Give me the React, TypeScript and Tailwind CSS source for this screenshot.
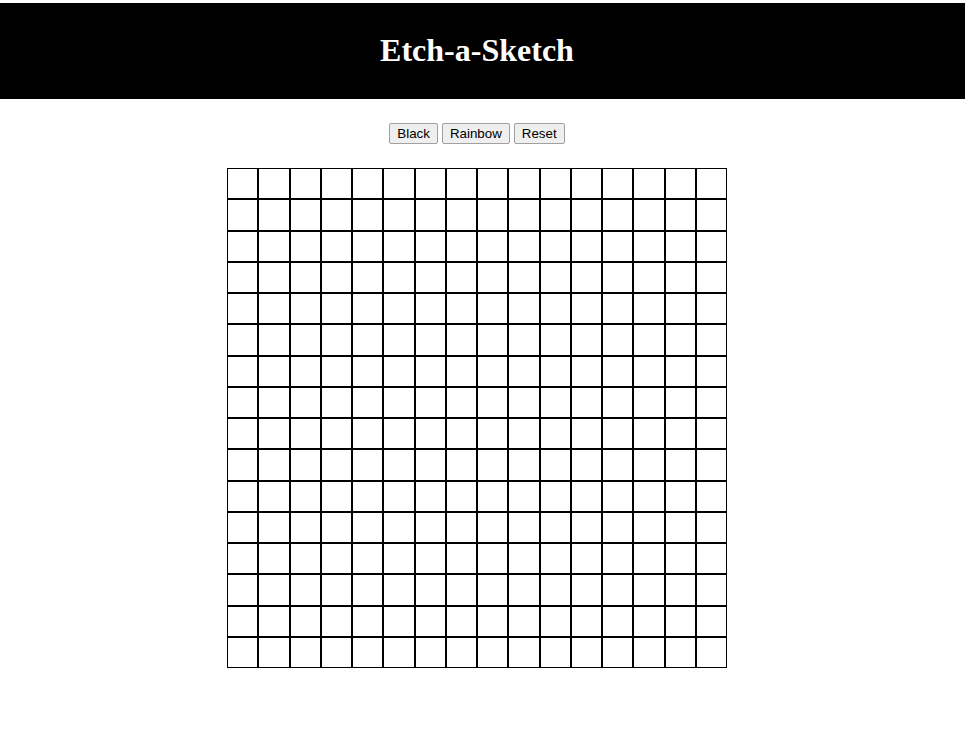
const SIZE = 16;

const Cell = () => <div className="border border-black bg-white" />;

const App = () => {
  const cells = Array.from({ length: SIZE * SIZE });

  return (
    <div className="min-h-screen bg-white">
      <header className="mt-[3px] flex h-[96px] items-center justify-center bg-black pb-[2px] pr-[11px]">
        <h1 className="font-['Liberation_Serif',serif] text-[32px] font-bold text-white">
          Etch-a-Sketch
        </h1>
      </header>

      <div className="flex w-[954px] flex-col items-center">
        <div className="mt-[24px] flex gap-[4px] font-['Liberation_Sans',Arial,sans-serif] text-[13.33px] text-black">
          <button className="h-[21px] rounded-[2px] border border-[#a0a0a0] bg-[#efefef] px-[7px]">
            Black
          </button>
          <button className="h-[21px] rounded-[2px] border border-[#a0a0a0] bg-[#efefef] px-[7px]">
            Rainbow
          </button>
          <button className="h-[21px] rounded-[2px] border border-[#a0a0a0] bg-[#efefef] px-[7px]">
            Reset
          </button>
        </div>

        <div className="mt-[24px] grid h-[500px] w-[500px] grid-cols-16 grid-rows-16">
          {cells.map((_, i) => (
            <Cell key={i} />
          ))}
        </div>
      </div>
    </div>
  );
};

export default App;
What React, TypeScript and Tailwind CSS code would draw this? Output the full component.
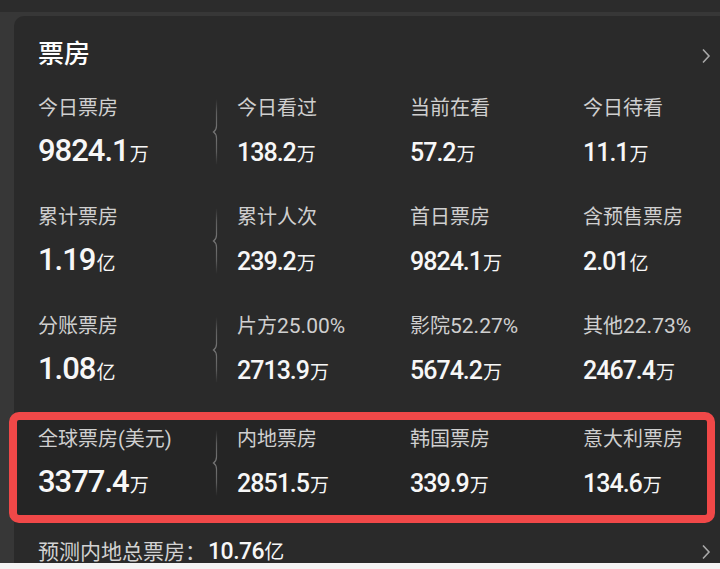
import React from "react";

type Cell = [string, string, string];

const rows: Cell[][] = [
  [
    ["今日票房", "9824.1", "万"],
    ["今日看过", "138.2", "万"],
    ["当前在看", "57.2", "万"],
    ["今日待看", "11.1", "万"],
  ],
  [
    ["累计票房", "1.19", "亿"],
    ["累计人次", "239.2", "万"],
    ["首日票房", "9824.1", "万"],
    ["含预售票房", "2.01", "亿"],
  ],
  [
    ["分账票房", "1.08", "亿"],
    ["片方25.00%", "2713.9", "万"],
    ["影院52.27%", "5674.2", "万"],
    ["其他22.73%", "2467.4", "万"],
  ],
];

const highlight: Cell[] = [
  ["全球票房(美元)", "3377.4", "万"],
  ["内地票房", "2851.5", "万"],
  ["韩国票房", "339.9", "万"],
  ["意大利票房", "134.6", "万"],
];

const FONT = "font-['Roboto','Noto_Sans_CJK_SC',sans-serif]";

function Divider() {
  return (
    <svg width="10" height="66" viewBox="0 0 10 66" className="block">
      <defs>
        <linearGradient id="dg" x1="0" y1="0" x2="0" y2="1">
          <stop offset="0" stopColor="#5a5a5a" stopOpacity="0" />
          <stop offset="0.2" stopColor="#5e5e5e" />
          <stop offset="0.5" stopColor="#777" />
          <stop offset="0.8" stopColor="#5e5e5e" />
          <stop offset="1" stopColor="#5a5a5a" stopOpacity="0" />
        </linearGradient>
      </defs>
      <path
        d="M6.5 0 L6.5 27 Q6.5 31 3.5 33 Q6.5 35 6.5 39 L6.5 66"
        fill="none"
        stroke="url(#dg)"
        strokeWidth="1.2"
      />
    </svg>
  );
}

const colStart = ["col-start-1", "col-start-3", "col-start-4", "col-start-5"];

function Label({ text }: { text: string }) {
  const m = text.match(/^([^0-9]+)([0-9.%]+)$/);
  if (!m) return <>{text}</>;
  return (
    <>
      {m[1]}
      <span className="text-[21px]">{m[2]}</span>
    </>
  );
}

function Block({ cells }: { cells: Cell[] }) {
  return (
    <div className="grid grid-cols-[172px_27px_173px_173px_1fr] grid-rows-[20px_auto] items-baseline gap-y-[17px]">
      {cells.map((c, i) => (
        <div
          key={"l" + i}
          className={`${colStart[i]} row-start-1 text-[20px] leading-[20px] text-[#cfcfcf] whitespace-nowrap`}
        >
          <Label text={c[0]} />
        </div>
      ))}
      <div className="col-start-2 row-start-1 row-span-2 self-center">
        <Divider />
      </div>
      {cells.map((c, i) => (
        <div
          key={"v" + i}
          className={`${colStart[i]} row-start-2 flex items-baseline whitespace-nowrap text-[#f7f7f7]`}
        >
          <span
            className={
              i === 0
                ? "text-[31px] leading-none font-medium tracking-[-1px]"
                : "text-[25px] leading-none font-medium tracking-[-1px]"
            }
          >
            {c[1]}
          </span>
          <span className="text-[19px] leading-none ml-[1px]">{c[2]}</span>
        </div>
      ))}
    </div>
  );
}

function Chevron() {
  return (
    <svg width="10" height="16" viewBox="0 0 10 16" className="block">
      <path d="M2 1.5 L8 8 L2 14.5" fill="none" stroke="#a8a8a8" strokeWidth="1.6" />
    </svg>
  );
}

export default function App() {
  return (
    <div className={`w-[720px] h-[569px] bg-[#f4f4f4] overflow-hidden ${FONT}`}>
      <div className="h-[563px] bg-[#373737] flex flex-col">
        <div className="h-[12px] bg-[#2c2c2c] shrink-0" />
        <div className="h-[4px] shrink-0" />
        <div className="flex-1 ml-[14px] bg-[#2a2a2a] rounded-tl-[10px] flex flex-col pt-[25px]">
          <div className="flex items-center justify-between pl-[24px] pr-[9px]">
            <div className="text-[26px] leading-[26px] text-white font-medium">票房</div>
            <div className="mt-[4px]">
              <Chevron />
            </div>
          </div>
          <div className="flex flex-col gap-[41px] pl-[24px] mt-[31px]">
            {rows.map((r, i) => (
              <Block key={i} cells={r} />
            ))}
          </div>
          <div className="mt-[28px] -ml-[5px] mr-[5px] border-[8px] border-[#f04848] rounded-[10px] bg-[#252525] pl-[21px] pt-[9px] pb-[18px]">
            <Block cells={highlight} />
          </div>
          <div className="flex items-center justify-between pl-[24px] pr-[9px] mt-[17px]">
            <div className="flex items-baseline whitespace-nowrap">
              <span className="text-[21px] leading-[22px] text-[#d2d2d2]">预测内地总票房：</span>
              <span className="text-[23px] leading-none text-[#f7f7f7] font-medium tracking-[-0.5px] ml-[2px]">10.76</span>
              <span className="text-[20px] leading-none text-[#f7f7f7]">亿</span>
            </div>
            <Chevron />
          </div>
        </div>
      </div>
    </div>
  );
}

━━━━━━━━━━━━━━━━

• Task brief: Restate only the lines running from the start of the material above through the line containing "type Cell = [string, string, string];", ends included. No pictures.

• Result for this exercise:
Give me the React, TypeScript and Tailwind CSS source for this screenshot.
const SIZE = 16;

const Cell = () => <div className="border border-black bg-white" />;

const App = () => {
  const cells = Array.from({ length: SIZE * SIZE });

  return (
    <div className="min-h-screen bg-white">
      <header className="mt-[3px] flex h-[96px] items-center justify-center bg-black pb-[2px] pr-[11px]">
        <h1 className="font-['Liberation_Serif',serif] text-[32px] font-bold text-white">
          Etch-a-Sketch
        </h1>
      </header>

      <div className="flex w-[954px] flex-col items-center">
        <div className="mt-[24px] flex gap-[4px] font-['Liberation_Sans',Arial,sans-serif] text-[13.33px] text-black">
          <button className="h-[21px] rounded-[2px] border border-[#a0a0a0] bg-[#efefef] px-[7px]">
            Black
          </button>
          <button className="h-[21px] rounded-[2px] border border-[#a0a0a0] bg-[#efefef] px-[7px]">
            Rainbow
          </button>
          <button className="h-[21px] rounded-[2px] border border-[#a0a0a0] bg-[#efefef] px-[7px]">
            Reset
          </button>
        </div>

        <div className="mt-[24px] grid h-[500px] w-[500px] grid-cols-16 grid-rows-16">
          {cells.map((_, i) => (
            <Cell key={i} />
          ))}
        </div>
      </div>
    </div>
  );
};

export default App;
What React, TypeScript and Tailwind CSS code would draw this? Output the full component.
import React from "react";

type Cell = [string, string, string];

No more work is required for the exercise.